The Museum of Musical Instruments

Museo degli strumenti musicali FirenzeJust a few steps from our school, in Via Ricasoli, lies the Galleria dell'Accademia, one of the most visited museums in the world. Its corridors are home to seven sculptures by the brilliant Michelangelo, including the famous David, but perhaps not everyone knows that inside is an incredible collection of musical instruments. In fact, since 2001 the Gallery houses, in the area once dedicated to the monastery of San Niccolò a Cafaggio, the Museum of Musical Instruments, with an exhibition of about fifty pieces from the collections of the Grand Dukes of Tuscany, Medici and Lorraine.

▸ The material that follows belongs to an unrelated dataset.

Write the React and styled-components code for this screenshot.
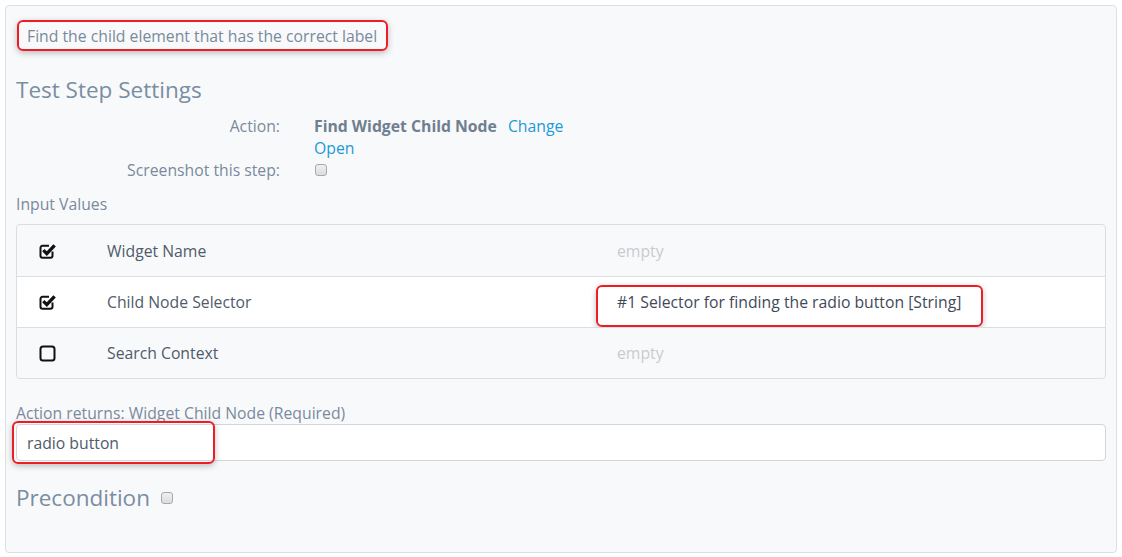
import React from "react";
import styled, { createGlobalStyle } from "styled-components";

const Global = createGlobalStyle`
  html, body { margin: 0; padding: 0; background: #ffffff; }
  body { font-family: "Open Sans", "Liberation Sans", sans-serif; font-size: 15.75px; color: #7a8a9c; }
  * { box-sizing: border-box; }
`;

const Panel = styled.div`
  margin: 5px;
  width: 1112px;
  height: 548px;
  border: 1px solid #dcdfe3;
  border-radius: 4px;
  background: #f8f9fb;
  padding: 14px 10px 0 10px;
  display: flex;
  flex-direction: column;
`;

const Annotation = styled.div`
  position: relative;
  display: inline-flex;
  align-items: center;
  align-self: flex-start;
  border: 2px solid #ee1c25;
  border-radius: 6px;
  box-shadow: 0 2px 6px rgba(0, 0, 0, 0.25);
  height: 31px;
  margin-left: 1px;
  padding: 0 9px 0 8px;
  color: #7a8a9c;
`;

const Overlay = styled.div`
  position: absolute;
  left: ${(p) => p.$left}px;
  top: ${(p) => p.$top}px;
  width: ${(p) => p.$width}px;
  height: ${(p) => p.$height}px;
  border: 2px solid #ee1c25;
  border-radius: 6px;
  box-shadow: 0 2px 6px rgba(0, 0, 0, 0.25);
  pointer-events: none;
`;

const Heading = styled.h2`
  margin: ${(p) => p.$mt}px 0 0 0;
  font-size: 22.5px;
  font-weight: 400;
  line-height: 32px;
  color: #7b8da1;
  display: flex;
  align-items: center;
  gap: 11px;
`;

const FormGrid = styled.div`
  display: grid;
  grid-template-columns: 264px 1fr;
  column-gap: 34px;
  margin-top: 9px;
  line-height: 22px;
`;

const FieldLabel = styled.div`
  text-align: right;
  color: #7a8a9c;
`;

const FieldValue = styled.div`
  color: #7a8a9c;
  display: flex;
  flex-wrap: wrap;
  align-items: center;
  min-height: 22px;
`;

const Strong = styled.span`
  font-weight: 700;
  color: #6f7f90;
  margin-right: 11px;
`;

const Link = styled.a`
  color: #1d9ad6;
  text-decoration: none;
  cursor: pointer;
`;

const LinkLine = styled.div`
  width: 100%;
`;

const SmallBox = styled.span`
  display: inline-block;
  width: 12px;
  height: 12px;
  border: 1px solid #a9a9a9;
  border-radius: 3px;
  background: linear-gradient(#f0f0f0, #dcdcdc);
  margin-left: ${(p) => p.$ml || 0}px;
`;

const SectionLabel = styled.div`
  margin-top: 12px;
  line-height: 22px;
  color: #7a8a9c;
`;

const Table = styled.div`
  margin-top: 9px;
  border: 1px solid #dadde1;
  border-radius: 4px;
`;

const Row = styled.div`
  position: relative;
  display: grid;
  grid-template-columns: 90px 510px 1fr;
  align-items: center;
  height: 51px;
  background: ${(p) => (p.$white ? "#ffffff" : "#f8f9fb")};
  border-top: ${(p) => (p.$first ? "none" : "1px solid #dadde1")};
  border-radius: ${(p) => (p.$first ? "4px 4px 0 0" : p.$last ? "0 0 4px 4px" : "0")};
`;

const IconCell = styled.div`
  padding-left: 22px;
  display: flex;
  align-items: center;
`;

const NameCell = styled.div`
  color: #4f5b6a;
`;

const ValueCell = styled.div`
  color: ${(p) => (p.$empty ? "#c9cbce" : "#3f4a59")};
`;

const ReturnLabel = styled.div`
  margin-top: 23px;
  line-height: 22px;
  color: #7a8a9c;
`;

const InputWrap = styled.div`
  position: relative;
  margin-top: 0;
`;

const TextInput = styled.div`
  height: 37px;
  border: 1px solid #d2d5d9;
  border-radius: 4px;
  background: #ffffff;
  padding: 0 10px;
  display: flex;
  align-items: center;
  color: #4f5b6a;
`;

const CheckIcon = ({ checked }) => (
  <svg width="18" height="18" viewBox="0 0 18 18">
    {checked ? (
      <>
        <path
          d="M13.5 9.5 V13.8 a2 2 0 0 1 -2 2 H3.5 a2 2 0 0 1 -2 -2 V5.8 a2 2 0 0 1 2 -2 H10"
          fill="none"
          stroke="#111"
          strokeWidth="2"
        />
        <path d="M4.3 8.2 L7.8 11.7 L15.6 3.4" fill="none" stroke="#111" strokeWidth="3.3" strokeLinejoin="miter" />
      </>
    ) : (
      <rect x="1.5" y="2.5" width="14" height="14" rx="2.5" fill="none" stroke="#111" strokeWidth="2" />
    )}
  </svg>
);

const rows = [
  { name: "Widget Name", value: "empty", empty: true, checked: true },
  { name: "Child Node Selector", value: "#1 Selector for finding the radio button [String]", checked: true, white: true, mark: true },
  { name: "Search Context", value: "empty", empty: true, checked: false },
];

export default function App() {
  return (
    <>
      <Global />
      <Panel>
        <Annotation>Find the child element that has the correct label</Annotation>
        <Heading $mt={23}>Test Step Settings</Heading>
        <FormGrid>
          <FieldLabel>Action:</FieldLabel>
          <FieldValue>
            <Strong>Find Widget Child Node</Strong>
            <Link>Change</Link>
            <LinkLine>
              <Link>Open</Link>
            </LinkLine>
          </FieldValue>
          <FieldLabel>Screenshot this step:</FieldLabel>
          <FieldValue>
            <SmallBox $ml={1} />
          </FieldValue>
        </FormGrid>
        <SectionLabel>Input Values</SectionLabel>
        <Table>
          {rows.map((r, i) => (
            <Row key={r.name} $white={r.white} $first={i === 0} $last={i === rows.length - 1}>
              <IconCell>
                <CheckIcon checked={r.checked} />
              </IconCell>
              <NameCell>{r.name}</NameCell>
              <ValueCell $empty={r.empty}>{r.value}</ValueCell>
              {r.mark && <Overlay $left={579} $top={8} $width={387} $height={42} />}
            </Row>
          ))}
        </Table>
        <ReturnLabel>Action returns: Widget Child Node (Required)</ReturnLabel>
        <InputWrap>
          <TextInput>radio button</TextInput>
          <Overlay $left={-4} $top={-3} $width={203} $height={43} />
        </InputWrap>
        <Heading $mt={21}>
          Precondition
          <SmallBox />
        </Heading>
      </Panel>
    </>
  );
}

The collection, granted to the Galleria by the Conservatorio Cherubini di Firenze in 1996, covers two centuries of history, from the seventeenth century to the nineteenth century, and is a testament to the fundamental role played by music in the Medici court. At the court of Lorenzo il Magnifico, for example, "Canti carnascialeschi" were born, while in the Renaissance period "Florentine Camerate" were staged, along with the first melodramas; ancestors of the opera.

And at the Medici court, precisely under Ferdinando I, an instrument designed to revolutionize the entire history of music is born: the fortepiano, which will later evolve into the current piano. Designed by Bartolomeo Cristofori, a craftsman called to court in 1688 as a manufacturer of musical instruments, the fortepiano allows the production of a more nuanced sound texture and more articulated dynamics, distancing itself from the monochromatic nature of the harpsichord.

In addition to the oval spinet and the ebony harpsichord, both built by Cristofori, and the marvelous example of the upright piano - the oldest existing - among the most valuable pieces of the museum, stand a cello and a tenor viola by Antonio Stradivari made in spruce and maple, both for the Quintetto Mediceo, an eighteenth-century Stradivari violin, and a cello by Niccolò Amati from the mid-seventeenth century.

In a special section of the museum, you can also listen to the original pitches and tones of the instruments, reconstructed thanks to special multimedia technologies.